Meserve married Martha "Marty" Meserve (Richards) on September 20, 1966, and they have two daughters: Amy Meserve (b. Nov. 1966) and her husband, Jeffrey "Jeff" Bergstrom, and Lauren Meserve (b. June 1971), and three granddaughters: Sophie (b. Oct. 2001), Sydney (b. Dec 2003), and Sylvie Bergstrom (b. Apr. 2008).

Meserve has a history of making political donations to Democratic candidates and committees.

== Initial legal career ==
After graduating from law school, Meserve served as a law clerk to Justice Benjamin Kaplan of the Massachusetts Supreme Judicial Court during 1975-76 and Justice Harry Blackmun of the Supreme Court of the United States during its 1976-77 term. After his clerkships, he became legal counsel to Frank Press, science and technology advisor of President Jimmy Carter, from 1977 to 1981. During that tenure, Meserve led the staff-level response at the White House to the 1979 Three Mile Island accident.

Meserve began practicing law at Covington & Burling in Washington, D.C., in 1981 as an associate; he became a partner of that firm in 1984. Much of his work in private practice involved legal issues with connections to science or scientific institutions. He also served on a variety of committees of the National Academies of Sciences, Engineering, and Medicine.
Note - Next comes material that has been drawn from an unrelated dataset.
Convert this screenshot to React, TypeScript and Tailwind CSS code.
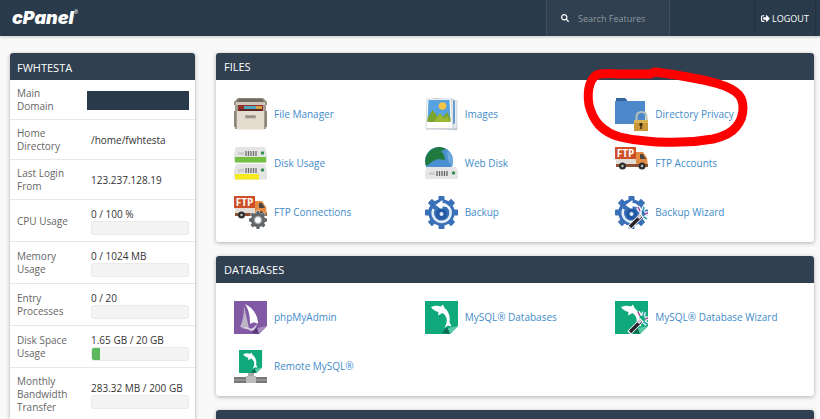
import type { ReactNode } from "react";
import { FaSearch, FaSignOutAlt } from "react-icons/fa";

interface Stat { label: string; value?: string; percent?: number; }
interface Feature { name: string; icon: ReactNode; circled?: boolean; }

const stats: Stat[] = [
  { label: "Main Domain" },
  { label: "Home Directory", value: "/home/fwhtesta" },
  { label: "Last Login From", value: "123.237.128.19" },
  { label: "CPU Usage", value: "0 / 100 %", percent: 0 },
  { label: "Memory Usage", value: "0 / 1024 MB", percent: 0 },
  { label: "Entry Processes", value: "0 / 20", percent: 0 },
  { label: "Disk Space Usage", value: "1.65 GB / 20 GB", percent: 8 },
  { label: "Monthly Bandwidth Transfer", value: "283.32 MB / 200 GB", percent: 0 },
];

function Icon({ children }: { children: ReactNode }) {
  return <svg viewBox="0 0 33 33" className="size-[33px] shrink-0" aria-hidden="true">{children}</svg>;
}

function Cabinet() {
  return (
    <>
      <path d="M4 0h25l4 4v3H0V4z" fill="#8d877b" />
      <path d="M5 1h23l2 3H3z" fill="#6f6b64" />
      <path d="M1 4h31v27H1z" fill="#a49e92" />
      <path d="M2 4h29v3H2z" fill="#cfc8ba" />
      <path d="M4 7h25v6H4z" fill="#96302c" />
      <path d="M10 8h13v3H10z" fill="#4fa5bd" />
      <path d="M22 8h6v3h-6z" fill="#d6a144" />
      <path d="M5 11h23v2H5z" fill="#5a2626" />
      <path d="M0 13h2v16H0zM31 13h2v16h-2z" fill="#8b857a" />
      <path d="M3 13h27v18.500H3z" fill="#e3dccf" />
      <path d="M11 17h11v3.500H11z" fill="#b3aca0" />
      <path d="M12 18h9v1.500h-9z" fill="#8e887d" />
    </>
  );
}

function Server({ y, fill, width }: { y: number; fill: string; width: number }) {
  return (
    <g transform={`translate(0 ${y})`}>
      <path d="M2 0h29l2 7v7.500q0 1-1 1H1q-1 0-1-1V7z" fill="#e4e4e4" />
      <path d={`M1 10h${width}v5.500H2q-1 0-1-1z`} fill={fill} />
      <path d="M12 4v5M14.500 4v5M17 4v5M19.500 4v5M22 4v5" stroke="#6c6c6c" strokeWidth="1.300" />
      <path d="M4 5h6v3H4z" fill="#cfcfcf" />
      <circle cx="28.500" cy="6" r="1.700" fill="#2f8f4a" />
    </g>
  );
}

function Pictures() {
  return (
    <>
      <path d="M8 0l24 3v29l-24-2z" fill="#e9eef2" stroke="#aeb8c0" strokeWidth=".5" />
      <path d="M27 2l3 .5v23l-3 1z" fill="#5d9bd5" />
      <path d="M26 1l2 0v28l-2 1z" fill="#fff" stroke="#9ba7b0" strokeWidth=".5" />
      <path d="M2 1h24l2 29.500H1z" fill="#fff" stroke="#b6bec4" strokeWidth=".6" />
      <path d="M3.500 2h21l1 22H2.500z" fill="#57a3e2" />
      <circle cx="17.500" cy="8" r="3.800" fill="#f7c443" />
      <path d="M2.600 20l5-8 5.500 7 2-3 3 3 4-5 3.300 6v4H2.500z" fill="#7aa52f" />
      <path d="M9 24l6-9 4 6 3-3 3.500 6z" fill="#9cb833" />
      <path d="M1 31h27l4-2v2.500H1z" fill="#b9c0c6" />
    </>
  );
}

function Globe() {
  return (
    <>
      <circle cx="14" cy="14" r="14" fill="#4a8fd0" />
      <path d="M1 19C-2 9 5 1 14 0c3 0 5 1 7 2l-5 2 3 4 1 5-7-1-5 2-4 3z" fill="#1f7a3d" />
      <path d="M22 4c5 4 7 10 5 16l-4-7z" fill="#6fa9df" />
      <path d="M2 20h29l2 4v7q0 1-1 1H1q-1 0-1-1v-7z" fill="#e6e6e6" />
      <path d="M12 24v5M14.500 24v5M17 24v5M19.500 24v5M22 24v5" stroke="#666" strokeWidth="1.300" />
      <path d="M4 25h6v3H4z" fill="#cfcfcf" />
      <circle cx="28.500" cy="26" r="1.700" fill="#2f8f4a" />
    </>
  );
}

function Folder() {
  return (
    <>
      <path d="M1 0h9l2 2v4H1z" fill="#34659e" />
      <path d="M0 3h30v23H0z" fill="#4d89ca" />
      <path d="M21.500 23v-4q0-5 5-5t5 5v4" fill="none" stroke="#b8bfb9" strokeWidth="2" />
      <path d="M19 22h14v11H19z" fill="#c8983a" />
      <path d="M19 22h14v3H19z" fill="#dab354" />
      <circle cx="26" cy="26.500" r="1.700" fill="#3e2d16" />
      <path d="M25.300 27h1.500v4h-1.500z" fill="#3e2d16" />
    </>
  );
}

function Truck() {
  return (
    <>
      <path d="M1 12h20v8H1z" fill="#e2ddd6" />
      <path d="M21 5h7l4 6 1 9H21z" fill="#e58a43" />
      <path d="M25 7h3l3 5h-6z" fill="#4d4540" />
      <path d="M0 0h21v12H0z" fill="#ce4f28" />
      <text x="10.500" y="9.500" textAnchor="middle" fontFamily="Open Sans, sans-serif" fontSize="10" fontWeight="700" fill="#fff">FTP</text>
      <path d="M1 17h32v3H1z" fill="#8e5134" />
      <circle cx="7.500" cy="19" r="3.500" fill="#2e2e2e" />
      <circle cx="7.500" cy="19" r="1.200" fill="#c9c9c9" />
      <circle cx="27" cy="19" r="3.500" fill="#2e2e2e" />
      <circle cx="27" cy="19" r="1.200" fill="#c9c9c9" />
    </>
  );
}

function Teeth({ cx, cy, r, w, fill }: { cx: number; cy: number; r: number; w: number; fill: string }) {
  return (
    <g fill={fill}>
      {[0, 45, 90, 135].map((angle) => (
        <rect key={angle} x={cx - w / 2} y={cy - r} width={w} height={r * 2} rx=".8" transform={`rotate(${angle} ${cx} ${cy})`} />
      ))}
      <circle cx={cx} cy={cy} r={r * 0.8} />
    </g>
  );
}

function BackupGear() {
  return (
    <>
      <Teeth cx={16.5} cy={16.5} r={16.5} w={6} fill="#3a70b7" />
      <path d="M8.500 13a9 9 0 1 0 14.500-2.500" fill="none" stroke="#e3edf8" strokeWidth="2.600" />
      <path d="M10.500 9l7-5v3q5 0 7 5-4-2-7-1.500V14z" fill="#fff" />
      <circle cx="16.500" cy="18" r="5.500" fill="#2459a4" />
      <circle cx="16.500" cy="18" r="2" fill="#e3edf8" />
    </>
  );
}

function Wand() {
  return (
    <>
      <path d="M14 32L27 19" stroke="#fff" strokeWidth="5" />
      <path d="M15 31L26 20" stroke="#29222b" strokeWidth="3.400" />
      <path d="M23 22l2.500-2.500" stroke="#d9c9d4" strokeWidth="3.400" />
      <path d="M25 15l-2-4M28 15l1-4M30 18l3-1M29 21l3 2" stroke="#fff" strokeWidth="4" />
      <path d="M25 15l-2-4M30 18l3-1" stroke="#a0499f" strokeWidth="1.600" />
      <path d="M28 15l1-4M29 21l3 2" stroke="#2c9fbc" strokeWidth="1.600" />
    </>
  );
}

function Dolphin() {
  return (
    <>
      <path d="M0 0h33v25l-8 8H0z" fill="#10a97c" />
      <path d="M17 32l5-6 3 7z" fill="#0c6c55" />
      <path d="M33 25l-8 8-2-6z" fill="#57c9a6" />
      <path d="M6 6c4-1.500 7-1.500 10-.5l2-2 1.500 3.500c4 3 6 8 5 14l2 4.500-3.500-1-3.500 2.500 2-5c1-5-1-8-4-10l-4.500 2.500.5-3.500C10 10 7.500 8.500 6 6z" fill="#fff" />
    </>
  );
}

const files: Feature[] = [
  { name: "File Manager", icon: <Cabinet /> },
  { name: "Images", icon: <Pictures /> },
  { name: "Directory Privacy", icon: <Folder />, circled: true },
  { name: "Disk Usage", icon: <><Server y={0} fill="#73bf44" width={31} /><Server y={17} fill="#f5ea1c" width={24} /></> },
  { name: "Web Disk", icon: <Globe /> },
  { name: "FTP Accounts", icon: <Truck /> },
  {
    name: "FTP Connections",
    icon: (
      <>
        <Truck />
        <Teeth cx={24} cy={24} r={9.5} w={4} fill="#fff" />
        <Teeth cx={24} cy={24} r={9} w={3.4} fill="#626669" />
        <circle cx="24" cy="24" r="3.600" fill="#fff" stroke="#a3a7a9" strokeWidth="1.400" />
      </>
    ),
  },
  { name: "Backup", icon: <BackupGear /> },
  { name: "Backup Wizard", icon: <><BackupGear /><Wand /></> },
];

const databases: Feature[] = [
  {
    name: "phpMyAdmin",
    icon: (
      <>
        <path d="M0 0h33v25l-8 8H0z" fill="#8259a5" />
        <path d="M18 32l5-6 2 7z" fill="#563874" />
        <path d="M33 25l-8 8-2-6z" fill="#a98bc4" />
        <path d="M10 5c0 8-1 15-4 21l9 1z" fill="#bdb4c6" />
        <path d="M11 3c8 4 13 11 13 20-3-2-5-2-8 0 0-8-1-14-5-20z" fill="#fff" />
        <path d="M7 27q5-2 8 0t8-4q-1 6-6 7-3-2-10-3z" fill="#d9d1e2" />
      </>
    ),
  },
  { name: "MySQL® Databases", icon: <Dolphin /> },
  { name: "MySQL® Database Wizard", icon: <><Dolphin /><Wand /></> },
  {
    name: "Remote MySQL®",
    icon: (
      <>
        <g transform="translate(5 0) scale(.7)"><Dolphin /></g>
        <path d="M14 23h6v5h-6z" fill="#a8a8a8" />
        <path d="M0 27h33v6H0z" fill="#777" />
        <path d="M0 29h33v2H0z" fill="#929292" />
        <path d="M12 26h10v7H12z" fill="#bcbcbc" />
      </>
    ),
  },
];

function Panel({ title, items }: { title?: string; items?: Feature[] }) {
  return (
    <section className="rounded-[3px] bg-white shadow-[0_1px_4px_rgb(0_0_0_/_0.3)]">
      <h2 className="h-[27px] rounded-t-[3px] bg-[#304050] px-2 text-[11px] leading-[28px] text-white">{title}</h2>
      {items && (
        <ul className="grid grid-cols-3 gap-y-4 pt-[18px] pr-2 pb-[13px] pl-[18px]">
          {items.map((item) => (
            <li key={item.name} className="relative">
              <a href="#" className="flex items-center gap-[7px] whitespace-nowrap text-[#428bca]">
                <Icon>{item.icon}</Icon>
                {item.name}
              </a>
              {item.circled && <Scribble />}
            </li>
          ))}
        </ul>
      )}
    </section>
  );
}

// hand-drawn marker ring over the feature link
function Scribble() {
  return (
    <svg viewBox="0 0 170 84" className="pointer-events-none absolute -top-8 -left-[34px] h-[84px] w-[170px]" fill="none" aria-hidden="true">
      <path
        d="M69 8L74 6Q91 8 109 11.500Q124 14 136 17.500Q152 22 158 29Q162 34 162 42Q162 53 155 61Q149 69 132 73Q115 76 99 76Q80 77 65 75Q51 74 39 71Q27 68 18 59Q11 51 8 39Q6 27 9 18Q12 9 19 8Q26 7 38 8Z"
        stroke="#fe0000"
        strokeWidth="9"
        strokeLinejoin="round"
      />
    </svg>
  );
}

export default function App() {
  return (
    <div className="h-screen overflow-hidden bg-[#f9f9f9] font-['Open_Sans',sans-serif] text-[10px] leading-[13px]">
      <header className="flex h-9 bg-[#293a4a] pr-1 text-white shadow-[0_1px_3px_rgb(0_0_0_/_0.2)]">
        <a href="#" className="flex flex-1 items-center pl-3" aria-label="cPanel home">
          <span className="font-['Inter',sans-serif] text-[18px] leading-9 font-black italic">cPanel</span>
          <span className="self-start pt-1.5 text-[5px]">®</span>
        </a>
        <label className="flex w-[124px] items-center gap-[9px] border-x border-[#3f4f5e] bg-[#304050] pl-3.5">
          <FaSearch className="size-2 shrink-0" />
          <input type="search" aria-label="Search Features" placeholder="Search Features" className="w-full min-w-0 bg-transparent text-[9px] outline-none placeholder:text-[#8e979f]" />
        </label>
        <a href="#" className="ml-[84px] flex w-[62px] items-center justify-center gap-0.5 border-x border-[#22313f] text-[9px]">
          <FaSignOutAlt className="size-[9px]" />
          LOGOUT
        </a>
      </header>
      <div className="flex items-start gap-[21px] pt-[17px] pr-1.5 pl-2.5">
        <aside className="w-[185px] shrink-0 rounded-[3px] bg-white shadow-[0_1px_4px_rgb(0_0_0_/_0.3)]">
          <h2 className="h-[27px] rounded-t-[3px] bg-[#304050] px-[7px] text-[11px] leading-[29px] text-white">FWHTESTA</h2>
          <table className="w-full table-fixed">
            <tbody>
              {stats.map((stat) => (
                <tr key={stat.label} className="border-b border-[#e8e8e8]">
                  <th scope="row" className="w-[77px] pt-[7px] pr-4 pb-[6px] pl-[7px] text-left align-middle font-normal text-[#666]">{stat.label}</th>
                  <td className="pt-2 pr-[6px] pb-[6px] align-middle text-[#333]">
                    {stat.value ? <p className="whitespace-nowrap px-1">{stat.value}</p> : <div className="h-[19px] bg-[#293a4a]" />}
                    {stat.percent !== undefined && (
                      <div className="ml-1 h-3.5 overflow-hidden rounded-[3px] border border-[#e9e9e9] bg-[#f4f4f4]">
                        <div className="h-full bg-[#5cb85c]" style={{ width: `${stat.percent}%` }} />
                      </div>
                    )}
                  </td>
                </tr>
              ))}
            </tbody>
          </table>
        </aside>
        <main className="flex min-w-0 flex-1 flex-col gap-3.5">
          <Panel title="FILES" items={files} />
          <Panel title="DATABASES" items={databases} />
          <Panel />
        </main>
      </div>
    </div>
  );
}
After the 1986 Chernobyl disaster, Meserve chaired a panel convened by the National Academy of Sciences to assess the safety of nuclear reactors operated by the Department of Energy at the Savannah River Site to create nuclear weapons materials.

== Nuclear Regulatory Commission ==
In August 1999, President Bill Clinton nominated Meserve to become Chairman of the Nuclear Regulatory Commission (NRC) and was confirmed by the United States Senate in October 1999. He continued as NRC Chairman after the 2001 inauguration of President George W. Bush.

== Carnegie Institution for Science and after ==
In 2003, Meserve became the ninth President of the Carnegie Institution for Science. He also resumed the practice of law on a part-time basis in 2004 with Covington & Burling.

since 2003, he has served as U.S. representative and Chairman of the International Nuclear Safety Group of the International Atomic Energy Agency. In 2010, United States Secretary of Energy Steven Chu appointed Meserve to the federal government’s Blue Ribbon Commission on America's Nuclear Future. In 2016, Meserve received the Order of the Rising Sun, Gold and Silver Star, from the Government of Japan, for his role advising that government in its response to the 2011 Fukushima Daiichi nuclear disaster. He became President Emeritus of the Carnegie Institution for Science in 2014.

He is a member of the American Philosophical Society and the National Academy of Engineering and a fellow of the American Academy of Arts and Sciences, the American Association for the Advancement of Science, and the American Physical Society.